MENTAL HEALTH. A subject i still have a hard time talking about even with having more than four years of therapy under my belt. When i was growing up, I was taught that therapy was meant for “cuckoo” people and self-care was selfish. My family was good at sweeping issues under the rug and letting them stay there, only to come back to haunt us later on. I was an avid runner, soccer player, and “doer” that never liked to slow down. That was until I got injured. Surgery meant no running for at least 6 months, no soccer for at least 1 year, and no more constantly “doing stuff”. This is when my downward spiral began. I found myself calling into work frequently, most days I couldn’t get out of bed, I couldn’t eat and I felt no interest in the activities I once loved. I was depressed but i didn’t know it. Luckily, my friends noticed that I wasn’t coming around as often and that my demeanor had changed. So they suggested I go to counseling that was offered at my university for free. I fought it for weeks but i finally made an appointment. And that’s where my journey began! I was later diagnosed with depression, anxiety and an eating disorder. I realized that I wasn’t depressed because of my injury, I was depressed because i’d spent 26 years running from my problems, literally and figuratively.

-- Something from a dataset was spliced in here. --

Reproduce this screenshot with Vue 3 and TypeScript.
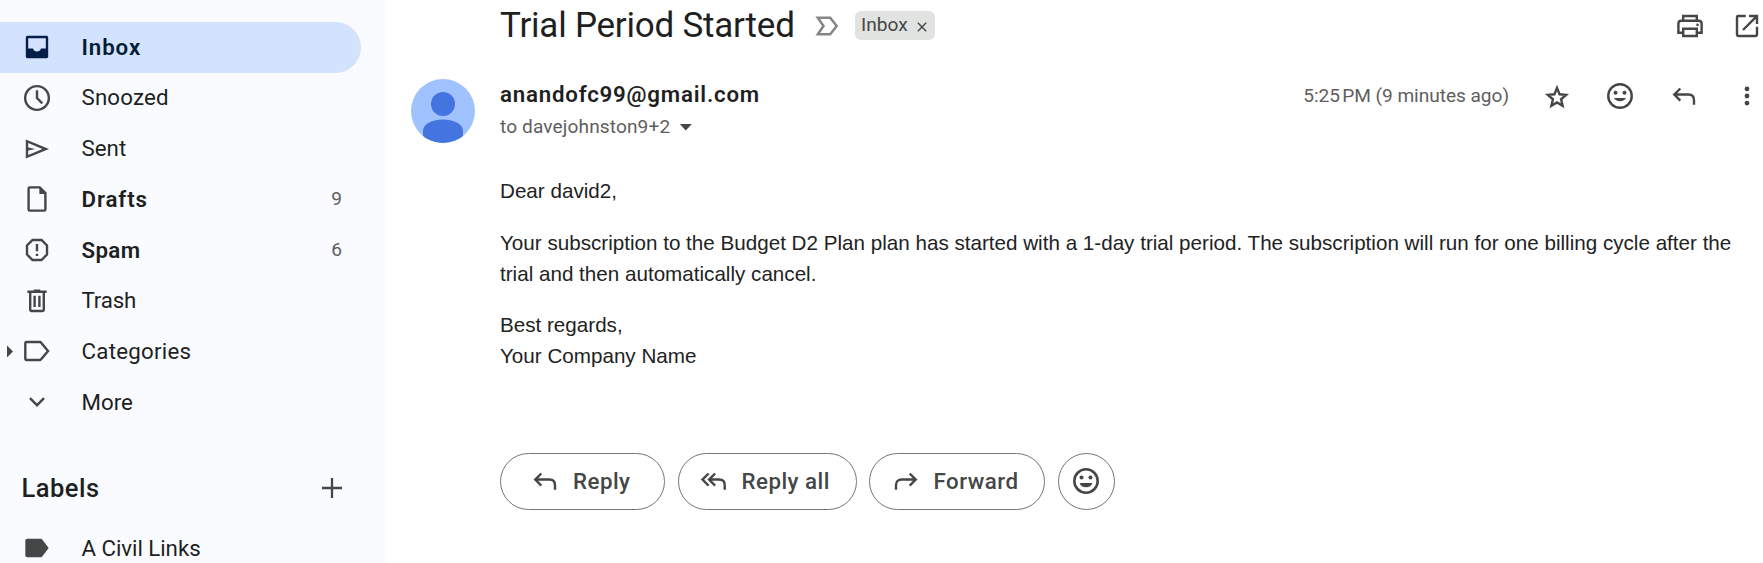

For years, I’d used drugs, alcohol, sex, exercise and food to cover them up. It took me having to slow down to realize that i was not okay and hadn’t been for a long time. There is more to this story, of course. I’m still here fighting. I now practice self-care and I play outside as much as possible. And I STILL go to my weekly therapy sessions. Even writing this post is apart of my journey.

I wrote all of this to say:

It is okay to talk about mental health. It’s okay to reach out to a loved one that is struggling. It’s okay to change the way you and your family deal with mental illness. It’s okay to ask for help. It’s okay to be the first in your family to go to therapy. It’s okay to have self-care time. It’s okay to not be okay all of the time.